Весь очерк пронизывает мысль о том, что за смешной стороной Матвея скрывается трогательная, настоящая, идеальная. Гончаров несколько раз говорит в очерке о своих умилительных слезах: «„Нет, он не смешной!“ — думал я, удерживая слезы».

Конечно, «Слуги старого века» не сводимы к религиозной проблематике, но она в очерках присутствует. Их своеобразие и глубина заключаются не только в блестящем описании нравов, но в попытках глубокого проникновения в национальный и религиозный характер русского человека из народа. В слугах Гончарова смешано много хорошего и плохого. Хорошее восходит к природной натуре, к христианским идеалам. Плохое — к непониманию христианства, к обрядности, а по сути — к откровенному язычеству. Отчасти все это перекликается с описанием полуязыческой Обломовки в «Сне Обломова» (1846). Слуги Гончарова 1830–1840-х годов отчасти служили для него «натурой» при изображении жизни в Обломовке.

Последние годы.
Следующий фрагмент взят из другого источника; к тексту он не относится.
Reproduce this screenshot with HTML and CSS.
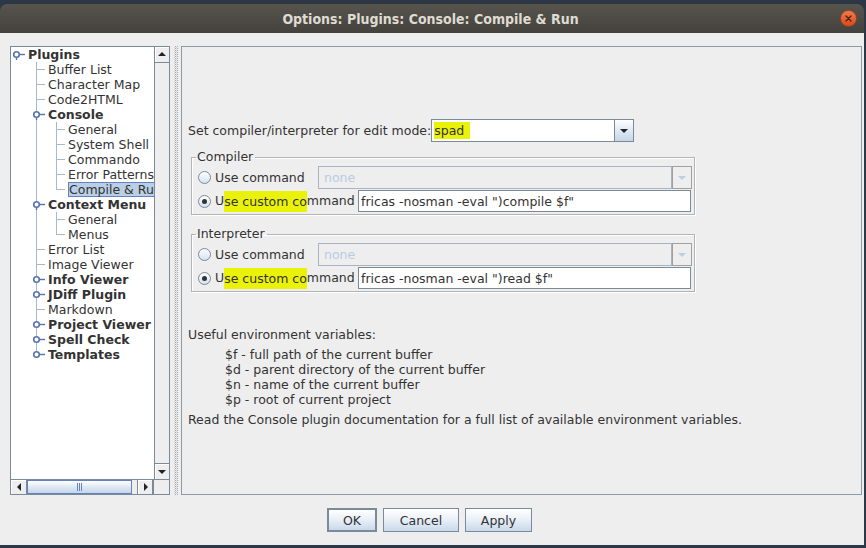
FILE: index.html
```html
<!DOCTYPE html>
<html>
<head>
<meta charset="utf-8">
<link rel="stylesheet" href="styles.css">
</head>
<body>
<div class="window">
  <div class="titlebar">
    <span class="title">Options: Plugins: Console: Compile &amp; Run</span>
    <span class="close">
      <svg width="17" height="17" viewBox="0 0 17 17">
        <defs><linearGradient id="cg" x1="0" y1="0" x2="0" y2="1"><stop offset="0" stop-color="#f47b4c"/><stop offset="1" stop-color="#d9481a"/></linearGradient></defs>
        <circle cx="8.5" cy="8.5" r="8" fill="url(#cg)" stroke="#8a3a1a" stroke-width="0.6"/>
        <path d="M6 6 L11 11 M11 6 L6 11" stroke="#4a2010" stroke-width="1.3" stroke-linecap="round"/>
      </svg>
    </span>
  </div>
  <div class="body">
    <div class="main">
      <div class="tree">
        <div class="tree-top">
          <div class="tree-view">
            <div class="row"><span class="c"><svg width="20" height="15"><line x1="11" y1="7.5" x2="17" y2="7.5" class="kl"/><circle cx="8.5" cy="7.5" r="2.8" class="kc"/><line x1="8.5" y1="10.3" x2="8.5" y2="13" class="kl"/></svg></span><span class="lbl b">Plugins</span></div>
            <div class="row"><span class="c"></span><span class="c t"></span><span class="lbl">Buffer List</span></div>
            <div class="row"><span class="c"></span><span class="c t"></span><span class="lbl">Character Map</span></div>
            <div class="row"><span class="c"></span><span class="c t"></span><span class="lbl">Code2HTML</span></div>
            <div class="row"><span class="c"></span><span class="c v"><svg width="20" height="15"><line x1="11" y1="7.5" x2="17" y2="7.5" class="kl"/><circle cx="8.5" cy="7.5" r="2.8" class="kc"/><line x1="8.5" y1="10.3" x2="8.5" y2="13" class="kl"/></svg></span><span class="lbl b">Console</span></div>
            <div class="row"><span class="c"></span><span class="c v"></span><span class="c t"></span><span class="lbl">General</span></div>
            <div class="row"><span class="c"></span><span class="c v"></span><span class="c t"></span><span class="lbl">System Shell</span></div>
            <div class="row"><span class="c"></span><span class="c v"></span><span class="c t"></span><span class="lbl">Commando</span></div>
            <div class="row"><span class="c"></span><span class="c v"></span><span class="c t"></span><span class="lbl">Error Patterns</span></div>
            <div class="row"><span class="c"></span><span class="c v"></span><span class="c l"></span><span class="lbl sel">Compile &amp; Run</span></div>
            <div class="row"><span class="c"></span><span class="c v"><svg width="20" height="15"><line x1="11" y1="7.5" x2="17" y2="7.5" class="kl"/><circle cx="8.5" cy="7.5" r="2.8" class="kc"/><line x1="8.5" y1="10.3" x2="8.5" y2="13" class="kl"/></svg></span><span class="lbl b">Context Menu</span></div>
            <div class="row"><span class="c"></span><span class="c v"></span><span class="c t"></span><span class="lbl">General</span></div>
            <div class="row"><span class="c"></span><span class="c v"></span><span class="c l"></span><span class="lbl">Menus</span></div>
            <div class="row"><span class="c"></span><span class="c t"></span><span class="lbl">Error List</span></div>
            <div class="row"><span class="c"></span><span class="c t"></span><span class="lbl">Image Viewer</span></div>
            <div class="row"><span class="c"></span><span class="c v"><svg width="20" height="15"><line x1="11" y1="7.5" x2="17" y2="7.5" class="kl"/><circle cx="8.5" cy="7.5" r="2.8" class="kc"/></svg></span><span class="lbl b">Info Viewer</span></div>
            <div class="row"><span class="c"></span><span class="c v"><svg width="20" height="15"><line x1="11" y1="7.5" x2="17" y2="7.5" class="kl"/><circle cx="8.5" cy="7.5" r="2.8" class="kc"/></svg></span><span class="lbl b">JDiff Plugin</span></div>
            <div class="row"><span class="c"></span><span class="c t"></span><span class="lbl">Markdown</span></div>
            <div class="row"><span class="c"></span><span class="c v"><svg width="20" height="15"><line x1="11" y1="7.5" x2="17" y2="7.5" class="kl"/><circle cx="8.5" cy="7.5" r="2.8" class="kc"/></svg></span><span class="lbl b">Project Viewer</span></div>
            <div class="row"><span class="c"></span><span class="c v"><svg width="20" height="15"><line x1="11" y1="7.5" x2="17" y2="7.5" class="kl"/><circle cx="8.5" cy="7.5" r="2.8" class="kc"/></svg></span><span class="lbl b">Spell Check</span></div>
            <div class="row"><span class="c"></span><span class="c vh"><svg width="20" height="15"><line x1="11" y1="7.5" x2="17" y2="7.5" class="kl"/><circle cx="8.5" cy="7.5" r="2.8" class="kc"/></svg></span><span class="lbl b">Templates</span></div>
          </div>
          <div class="vscroll">
            <div class="sbtn"><svg width="14" height="15"><path d="M3 9 L11 9 L7 5 Z" fill="#222"/></svg></div>
            <div class="vtrack"></div>
            <div class="sbtn dn"><svg width="14" height="15"><path d="M3 6 L11 6 L7 10 Z" fill="#222"/></svg></div>
          </div>
        </div>
        <div class="hscroll">
          <div class="sbtn h"><svg width="16" height="14"><path d="M10 3 L10 11 L6 7 Z" fill="#222"/></svg></div>
          <div class="thumb"><span class="grip"></span></div>
          <div class="htrack"></div>
          <div class="sbtn h"><svg width="16" height="14"><path d="M6 3 L6 11 L10 7 Z" fill="#222"/></svg></div>
          <div class="corner"></div>
        </div>
      </div>
      <div class="splitter"></div>
      <div class="panel">
        <div class="moderow">
          <span>Set compiler/interpreter for edit mode:</span>
          <div class="combo">
            <div class="cfield"><span class="hl">spad</span></div>
            <div class="cbtn"><svg width="17" height="21"><path d="M4 9 L12 9 L8 13 Z" fill="#222"/></svg></div>
          </div>
        </div>
        <fieldset class="group">
          <legend>Compiler</legend>
          <div class="grow">
            <span class="opt o1"><span class="radio"></span>Use command</span>
            <div class="combo dis">
              <div class="cfield">none</div>
              <div class="cbtn"><svg width="17" height="21"><path d="M4 9 L12 9 L8 13 Z" fill="#b8cfe5"/></svg></div>
            </div>
          </div>
          <div class="grow">
            <span class="opt o2"><span class="radio on"></span>U<span class="hl">se custom co</span>mmand</span>
            <div class="tfield">fricas -nosman -eval ")compile $f"</div>
          </div>
        </fieldset>
        <fieldset class="group g2">
          <legend>Interpreter</legend>
          <div class="grow">
            <span class="opt o1"><span class="radio"></span>Use command</span>
            <div class="combo dis">
              <div class="cfield">none</div>
              <div class="cbtn"><svg width="17" height="21"><path d="M4 9 L12 9 L8 13 Z" fill="#b8cfe5"/></svg></div>
            </div>
          </div>
          <div class="grow">
            <span class="opt o2"><span class="radio on"></span>U<span class="hl">se custom co</span>mmand</span>
            <div class="tfield">fricas -nosman -eval ")read $f"</div>
          </div>
        </fieldset>
        <div class="help">
          <p>Useful environment variables:</p>
          <ul>
            <li>$f - full path of the current buffer</li>
            <li>$d - parent directory of the current buffer</li>
            <li>$n - name of the current buffer</li>
            <li>$p - root of current project</li>
          </ul>
          <p>Read the Console plugin documentation for a full list of available environment variables.</p>
        </div>
      </div>
    </div>
    <div class="buttons">
      <button class="btn ok">OK</button>
      <button class="btn cancel">Cancel</button>
      <button class="btn apply">Apply</button>
    </div>
  </div>
</div>
</body>
</html>
```
FILE: styles.css
```css
* { box-sizing: border-box; }
body {
  margin: 0;
  background: #2e3745;
  font-family: "DejaVu Sans", sans-serif;
  font-size: 12.5px;
  color: #333;
  overflow: hidden;
}
.window { width: 864px; margin-top: 4px; }
.titlebar {
  height: 29px;
  background: linear-gradient(#57544e, #44423d);
  border-radius: 7px 7px 0 0;
  display: grid;
  grid-template-columns: 1fr auto 1fr;
  align-items: center;
  padding: 0 7px 0 8px;
}
.title {
  grid-column: 2;
  color: #dfdbd2;
  font-weight: bold;
  font-size: 14px;
  font-family: "DejaVu Sans Condensed", "DejaVu Sans", sans-serif;
  font-stretch: condensed;
  padding-right: 4px;
}
.close { grid-column: 3; justify-self: end; height: 17px; display: flex; }
.body { background: #eeeeee; height: 512px; }
.main { display: flex; padding: 13px 2px 0 10px; height: 462px; }

/* tree */
.tree {
  width: 160px;
  height: 449px;
  border: 1px solid #7a8a99;
  display: flex;
  flex-direction: column;
  background: #fff;
}
.tree-top { display: flex; height: 432px; }
.tree-view { width: 143px; overflow: hidden; }
.row { display: flex; height: 15px; line-height: 16px; margin-left: -3px; white-space: nowrap; }
.c { flex: none; width: 20px; height: 15px; display: block; }
.c svg { display: block; }
.v { background: linear-gradient(#a6b9cf, #a6b9cf) 8px 0 / 1px 100% no-repeat; }
.vh { background: linear-gradient(#a6b9cf, #a6b9cf) 8px 0 / 1px 7px no-repeat; }
.t {
  background:
    linear-gradient(#a6b9cf, #a6b9cf) 8px 0 / 1px 100% no-repeat,
    linear-gradient(#a6b9cf, #a6b9cf) 9px 7px / 8px 1px no-repeat;
}
.l {
  background:
    linear-gradient(#a6b9cf, #a6b9cf) 8px 0 / 1px 8px no-repeat,
    linear-gradient(#a6b9cf, #a6b9cf) 9px 7px / 8px 1px no-repeat;
}
.kc { fill: #fff; stroke: #5674ad; stroke-width: 1.6; }
.kl { stroke: #5674ad; stroke-width: 1.4; }
.lbl { padding: 0; color: #333; }
.lbl.b { font-weight: bold; }
.lbl.sel {
  background: #b8cfe5;
  border: 1px solid #6382bf;
  line-height: 14px;
  padding: 0;
  flex: none;
  width: 100px;
}

.vscroll {
  width: 15px;
  border-left: 1px solid #7a8a99;
  background: #eeeeee;
  display: flex;
  flex-direction: column;
}
.sbtn {
  height: 16px;
  background: #eeeeee;
  border-bottom: 1px solid #7a8a99;
  box-shadow: inset 1px 1px 0 #fff;
  display: flex;
  align-items: center;
  justify-content: center;
}
.sbtn.dn { border-top: 1px solid #7a8a99; border-bottom: none; }
.vtrack { flex: 1; background: #eeeeee; }
.hscroll {
  height: 15px;
  border-top: 1px solid #7a8a99;
  background: #eeeeee;
  display: flex;
}
.sbtn.h {
  width: 16px;
  height: 14px;
  border-bottom: none;
  border-right: 1px solid #7a8a99;
}
.hscroll .sbtn.h:nth-child(4) { border-left: 1px solid #7a8a99; }
.thumb {
  width: 105px;
  border: 1px solid #6382bf;
  background: linear-gradient(#ffffff, #dce7f2 55%, #c4d6e9);
  display: flex;
  align-items: center;
  justify-content: center;
}
.grip {
  width: 5px;
  height: 8px;
  background: repeating-linear-gradient(90deg, #6382bf 0 1px, transparent 1px 2px);
}
.htrack { width: 5px; }
.corner { flex: 1; border-left: 1px solid #7a8a99; }

.splitter {
  width: 11px;
  background: conic-gradient(#a8a8a8 25%, transparent 0 50%, #d0d0d0 0 75%, transparent 0) 4px 0 / 2px 2px;
  background-clip: content-box;
  padding: 0 3px 0 4px;
}

/* right panel */
.panel {
  flex: 1;
  height: 449px;
  border: 1px solid #8c9aa8;
  padding: 72px 0 0 6px;
}
.moderow { display: flex; align-items: center; height: 23px; }
.combo { display: flex; height: 23px; width: 203px; }
.cfield {
  flex: 1;
  border: 1px solid #7a8a99;
  background: #fff;
  line-height: 21px;
  padding-left: 2px;
}
.cbtn {
  width: 19px;
  border: 1px solid #7a8a99;
  border-left: none;
  background: linear-gradient(#ffffff, #dce7f2 55%, #c4d6e9);
  display: flex;
  align-items: center;
  justify-content: center;
}
.hl { background: #eaf20a; }
.combo .hl { padding: 1px 6px 1px 0; }
.combo.dis { width: 374px; margin-right: 2px; }
.combo.dis .cfield { background: #eeeeee; border-color: #a7b4c2; color: #b8cce2; padding-left: 5px; }
.combo.dis .cbtn { background: #eeeeee; border: 1px solid #a0a0a0; width: 20px; }

.group {
  margin: 7px 0 0 3px;
  width: 504px;
  border: 1px solid #b4b4b4;
  box-shadow: 1px 1px 0 #fff, inset 1px 1px 0 #fff;
  padding: 1px 0 2px 0;
}
.group.g2 { margin-top: 11px; }
.group legend {
  margin-left: 4px;
  padding: 0 2px 0 1px;
  line-height: 16px;
}
.grow { display: flex; align-items: center; height: 23px; line-height: 16px; }
.grow + .grow { height: 22px; margin-top: 1px; }
.opt { display: flex; align-items: center; flex: none; padding-left: 6px; }
.opt.o1 { width: 126px; }
.opt.o2 { width: 166px; }
.radio {
  width: 13px;
  height: 13px;
  border-radius: 50%;
  border: 1px solid #7a8a99;
  background: linear-gradient(#ffffff, #d4e2ef);
  margin-right: 4px;
  display: flex;
  align-items: center;
  justify-content: center;
}
.radio.on::after {
  content: "";
  width: 5px;
  height: 5px;
  border-radius: 50%;
  background: #333;
}
.opt .hl { padding: 3px 0 2px; }
.tfield {
  width: 333px;
  height: 22px;
  border: 1px solid #7a8a99;
  background: #fff;
  line-height: 21px;
  padding-left: 2px;
  color: #333;
  white-space: nowrap;
}

.help { margin-top: 35px; line-height: 15px; }
.help p { margin: 0; }
.help ul { list-style: none; margin: 5px 0 5px 0; padding-left: 37px; }

.buttons { display: flex; justify-content: center; gap: 6px; margin-top: 13px; padding-right: 5px; }
.btn {
  height: 24px;
  font-family: "DejaVu Sans", sans-serif;
  font-size: 12.5px;
  color: #333;
  border: 1px solid #7a8a99;
  background: linear-gradient(#ffffff, #e8eff7 50%, #c8d9ea);
  padding: 0;
}
.btn.ok { width: 50px; border: 2px solid #7a8a99; }
.btn.cancel { width: 76px; }
.btn.apply { width: 67px; }
```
Предсмертные новеллы

После смерти протоиерея Крылова, первого духовника Гончарова в храме великомученика Пантелеймона, религиозность Гончарова приобретает несколько «старческий» характер: она становится обыденным явлением, чертой его не только внутреннего, но и внешнего облика. Душа его, уже обращенная к небесам, и в земной жизни, в земных предметах все чаще и чаще находила для себя опору в их религиозном наполнении. В обычных бытовых разговорах с симпатичными ему людьми он все чаще открыто говорит о Боге, религии, судьбах Православия, современном духовном и моральном состоянии русского общества. Главное же — о личном спасении. В 1883 году в письме к А. Ф. Кони Гончаров укажет на источник своего душевного спокойствия. «Впрочем, не думайте, чтоб я очень ужасался, — завершает он свои сетования по поводу всерьез расстроенного здоровья, — у меня есть в душе сокровище, которого не отдам, — и — уповаю — оно меня доведет до последнего предела». Этим бесценным сокровищем было для писателя Православие, вера в Бога. Правда, в литературных произведениях такие признания выражались, конечно, менее заметно.

Учитывая духовную эволюцию Гончарова, трудно удивляться тому, что находилось все больше и больше людей, которые замечали и отмечали религиозность писателя. Так, об «искренней и глубокой религиозности» Гончарова свидетельствовала В. М. Спасская, познакомившаяся с писателем во время летнего отдыха на Рижском взморье в 1881 году: «И. А. Гончаров был искренно и глубоко религиозен. Помню, с какой задушевностью передавал он нам содержание своей беседы с священником православной церкви в Дуббельне (своим внешним обликом напоминавшим Николая Чудотворца, как его обыкновенно изображают) на тему одной из его проповедей»[382].